Die sogenannte Industrie 4.0 ist nicht nur ein Steckenpferd der Siemens Vision 2020, sondern auch der Titel für die neue Hightech-Strategie der Bundesregierung. Das Siemens-Elektronikwerk Amberg in der bayerischen Oberpfalz ist so etwas wie ein Schaufenster in die Zukunft. Dieses Werk wurde stetig modernisiert und funktioniert inzwischen weitgehend automatisiert. 75 Prozent der Wertschöpfungskette bewältigen Maschinen bereits eigenständig. Mitdenkende und intelligente Systeme zeichnen die Industrie 4.0 aus: Die Computer und Maschinen kommunizieren untereinander und verbessern die Produktion und Produktivität dadurch ständig. Seit dem Bau des Werkes 1989 wurde die Belegschaftsgröße von rund 1.000 Mitarbeitern konstant gehalten. Der Umsatz konnte in dieser Zeit aber durch Optimierungen um das Siebenfache gesteigert werden. Derartige Fortschritte in Fabriken kann man daher getrost als vierte industrielle Revolution betiteln.
Zwar gibt es keine Strategie mit dem Namen Telekom Vision 2020, aber klare Ziele hat das Unternehmen unter der Führung von Höttges allemal; auch in Bezug auf die neue industrielle Revolution: „Mehr Innovation durch Partnering und mehr Marktnähe“ will Telekom erreichen und gleichzeitig die besten Netze bereitstellen. In Sachen Partnering hat Telekom durch die Kooperation mit Siemens bereits einen guten Schritt getan. Jedoch gehen bei allgemeinen Umstrukturierungen wie bei Siemens auch Stellen verloren. So kündigte die Deutsche Telekom an, bis 2018 „einige hundert Stellen“ im Sektor „Digital Business Unit” abzubauen. Merkwürdigerweise ist die 4.000 Mitarbeiter starke Abteilung genau die, die Zukunftsideen haben und kreative Ideen hervorbringen soll. Es ist also eine zentrale Komponente in den Digitalisierungsprojekten. Telekoms erfolgreiche Cloud-Services gehen beispielsweise vom Digital Business Unit aus.
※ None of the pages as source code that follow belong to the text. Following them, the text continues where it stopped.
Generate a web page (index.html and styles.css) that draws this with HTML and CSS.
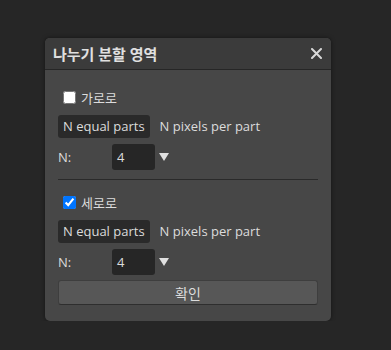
FILE: index.html
```html
<!DOCTYPE html>
<html lang="ko">
<head>
    <meta charset="UTF-8">
    <title>나누기 분할 영역</title>
    <link rel="stylesheet" href="styles.css">
</head>
<body>
    <div class="dialog">
        <div class="header">
            <span class="title">나누기 분할 영역</span>
            <svg class="close" width="11" height="11" viewBox="0 0 11 11">
                <path d="M1 1 L10 10 M10 1 L1 10" stroke="#d8d8d8" stroke-width="2" stroke-linecap="round"/>
            </svg>
        </div>
        <div class="content">
            <label class="check"><input type="checkbox"> 가로로</label>
            <div class="modes">
                <span class="mode active">N equal parts</span>
                <span class="mode">N pixels per part</span>
            </div>
            <div class="nrow">
                <span class="nlabel">N:</span>
                <span class="num">4</span>
                <span class="arrow"></span>
            </div>
            <hr class="sep">
            <label class="check"><input type="checkbox" checked> 세로로</label>
            <div class="modes">
                <span class="mode active">N equal parts</span>
                <span class="mode">N pixels per part</span>
            </div>
            <div class="nrow">
                <span class="nlabel">N:</span>
                <span class="num">4</span>
                <span class="arrow"></span>
            </div>
            <button class="ok">확인</button>
        </div>
    </div>
</body>
</html>
```

FILE: styles.css
```css
body {
    margin: 0;
    padding: 38px 0 0 45px;
    background-color: #262626;
    font-family: "Open Sans", "Noto Sans CJK KR", sans-serif;
    font-size: 13px;
    color: #dcdcdc;
}
.dialog {
    width: 286px;
    height: 283px;
    background-color: #474747;
    border-radius: 5px;
    box-shadow: 0 0 4px rgba(0, 0, 0, 0.5);
    overflow: hidden;
}
.header {
    height: 31px;
    background-color: #3b3b3b;
    border-bottom: 1px solid #262626;
    display: flex;
    align-items: center;
    justify-content: space-between;
    padding: 0 9px 0 8px;
}
.title {
    font-weight: bold;
    font-size: 15px;
    color: #e0e0e0;
}
.close {
    display: block;
}
.content {
    padding: 17px 13px 0 13px;
}
.check {
    display: flex;
    align-items: center;
    gap: 5px;
    margin-left: 5px;
    height: 20px;
}
.check input {
    margin: 0;
    width: 13px;
    height: 13px;
}
.modes {
    display: flex;
    align-items: center;
    gap: 5px;
    margin-top: 8px;
}
.mode {
    padding: 2px 5px 3px 5px;
    border-radius: 3px;
}
.mode.active {
    background-color: #2a2a2a;
}
.nrow {
    display: flex;
    align-items: center;
    margin-top: 6px;
    height: 26px;
}
.nlabel {
    width: 54px;
}
.num {
    width: 38px;
    height: 26px;
    line-height: 26px;
    padding-left: 5px;
    background-color: #262626;
    border-radius: 3px;
}
.arrow {
    margin-left: 4px;
    width: 0;
    height: 0;
    border-left: 5px solid transparent;
    border-right: 5px solid transparent;
    border-top: 8px solid #e0e0e0;
}
.sep {
    border: 0;
    border-top: 1px solid #2a2a2a;
    margin: 9px 0 12px 0;
}
.ok {
    display: block;
    width: 100%;
    margin-top: 5px;
    height: 25px;
    background-color: #575757;
    border: 1px solid #3e3e3e;
    border-bottom-color: #2e2e2e;
    border-radius: 3px;
    color: #dcdcdc;
    font-family: "Open Sans", "Noto Sans CJK KR", sans-serif;
    font-size: 14px;
}
```
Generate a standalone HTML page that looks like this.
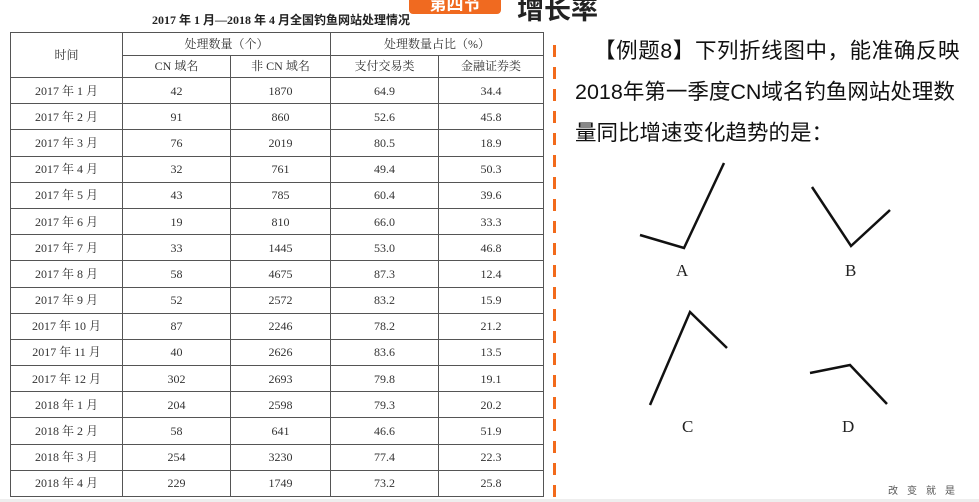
<!DOCTYPE html>
<html><head><meta charset="utf-8"><style>
*{margin:0;padding:0}
body{width:979px;height:502px;background:#fff;position:relative;overflow:hidden;font-family:"Liberation Serif","Noto Serif CJK SC",serif;color:#222}
.t{position:absolute;white-space:nowrap}
table{position:absolute;left:10px;top:32px;border-collapse:collapse;font-size:12px;color:#333;table-layout:fixed}
td{border:1px solid #555;text-align:center;height:25.2px;padding:0;line-height:12px;overflow:hidden}
tr.h td{height:21.5px}
.rt{font-family:"Liberation Sans","Noto Sans CJK SC",sans-serif;font-size:21.5px;color:#111;position:absolute;white-space:nowrap}
.dash{position:absolute;left:553px;top:45px;width:3px;height:457px;background:repeating-linear-gradient(#f26a1b 0 12px,transparent 12px 22px)}
.lab{position:absolute;font-family:"Liberation Serif",serif;font-size:17px;color:#222}
</style></head><body>
<div style="position:absolute;left:409px;top:-10px;width:92px;height:24px;background:#f06a20;border-radius:4px;color:#fff;font-family:'Noto Sans CJK SC',sans-serif;font-weight:bold;font-size:17px;text-align:center;line-height:26px">第四节</div>
<div class="t" style="left:517px;top:-12px;font-family:'Noto Sans CJK SC',sans-serif;font-weight:bold;font-size:27px;color:#222">增长率</div>
<div class="t" style="left:152px;top:11px;font-size:12px;font-weight:bold;font-family:'Liberation Serif','Noto Sans CJK SC',serif">2017 年 1 月—2018 年 4 月全国钓鱼网站处理情况</div>
<table>
<colgroup><col style="width:112px"><col style="width:108px"><col style="width:100px"><col style="width:108px"><col style="width:105px"></colgroup>
<tr class="h"><td rowspan="2">时间</td><td colspan="2">处理数量（个）</td><td colspan="2">处理数量占比（%）</td></tr>
<tr class="h"><td>CN 域名</td><td>非 CN 域名</td><td>支付交易类</td><td>金融证券类</td></tr>
<tr><td>2017 年 1 月</td><td>42</td><td>1870</td><td>64.9</td><td>34.4</td></tr>
<tr><td>2017 年 2 月</td><td>91</td><td>860</td><td>52.6</td><td>45.8</td></tr>
<tr><td>2017 年 3 月</td><td>76</td><td>2019</td><td>80.5</td><td>18.9</td></tr>
<tr><td>2017 年 4 月</td><td>32</td><td>761</td><td>49.4</td><td>50.3</td></tr>
<tr><td>2017 年 5 月</td><td>43</td><td>785</td><td>60.4</td><td>39.6</td></tr>
<tr><td>2017 年 6 月</td><td>19</td><td>810</td><td>66.0</td><td>33.3</td></tr>
<tr><td>2017 年 7 月</td><td>33</td><td>1445</td><td>53.0</td><td>46.8</td></tr>
<tr><td>2017 年 8 月</td><td>58</td><td>4675</td><td>87.3</td><td>12.4</td></tr>
<tr><td>2017 年 9 月</td><td>52</td><td>2572</td><td>83.2</td><td>15.9</td></tr>
<tr><td>2017 年 10 月</td><td>87</td><td>2246</td><td>78.2</td><td>21.2</td></tr>
<tr><td>2017 年 11 月</td><td>40</td><td>2626</td><td>83.6</td><td>13.5</td></tr>
<tr><td>2017 年 12 月</td><td>302</td><td>2693</td><td>79.8</td><td>19.1</td></tr>
<tr><td>2018 年 1 月</td><td>204</td><td>2598</td><td>79.3</td><td>20.2</td></tr>
<tr><td>2018 年 2 月</td><td>58</td><td>641</td><td>46.6</td><td>51.9</td></tr>
<tr><td>2018 年 3 月</td><td>254</td><td>3230</td><td>77.4</td><td>22.3</td></tr>
<tr><td>2018 年 4 月</td><td>229</td><td>1749</td><td>73.2</td><td>25.8</td></tr>
</table>
<div class="dash"></div>
<div class="rt" style="left:594px;top:34px;letter-spacing:0.6px">【例题8】下列折线图中，能准确反映</div>
<div class="rt" style="left:575px;top:75px">2018年第一季度CN域名钓鱼网站处理数</div>
<div class="rt" style="left:575px;top:116px">量同比增速变化趋势的是：</div>
<svg style="position:absolute;left:0;top:0" width="979" height="502" fill="none" stroke="#111" stroke-width="2.5">
<polyline points="640,235 684,248 724,163"/>
<polyline points="812,187 851,246 890,210"/>
<polyline points="650,405 690,312 727,348"/>
<polyline points="810,373 850,365 887,404"/>
</svg>
<div class="lab" style="left:676px;top:261px">A</div>
<div class="lab" style="left:845px;top:261px">B</div>
<div class="lab" style="left:682px;top:417px">C</div>
<div class="lab" style="left:842px;top:417px">D</div>
<div class="t" style="left:888px;top:482px;font-size:10px;color:#555;letter-spacing:9px;font-family:'Noto Sans CJK SC',sans-serif">改变就是</div>
<div style="position:absolute;left:0;top:499px;width:979px;height:3px;background:#eee"></div>
</body></html>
Die Innovationskraft soll in Zukunft auch an anderer Stelle im Unternehmen gestärkt werden.
Fazit:
Industrie 4.0 hat längst Einzug in die deutsche Wirtschaft gehalten. Auf Basis des Programms der Bundesregierung wurde zusammen mit Unternehmen bereits eine gute Grundlage für zukunftsträchtige Produktion geschaffen. In ihrem gemeinsamen Forschungsbündnis prüfen Telekom und Siemens nun die Möglichkeiten für Hightech-Produktion in Deutschland. Die digitale Revolution in der Industrie ist aus mehrerlei Hinsicht lukrativ: Für die Unternehmen aus einer profitorientierten Sichtweise und für den technologischen Standort Deutschland im internationalen Wettbewerb.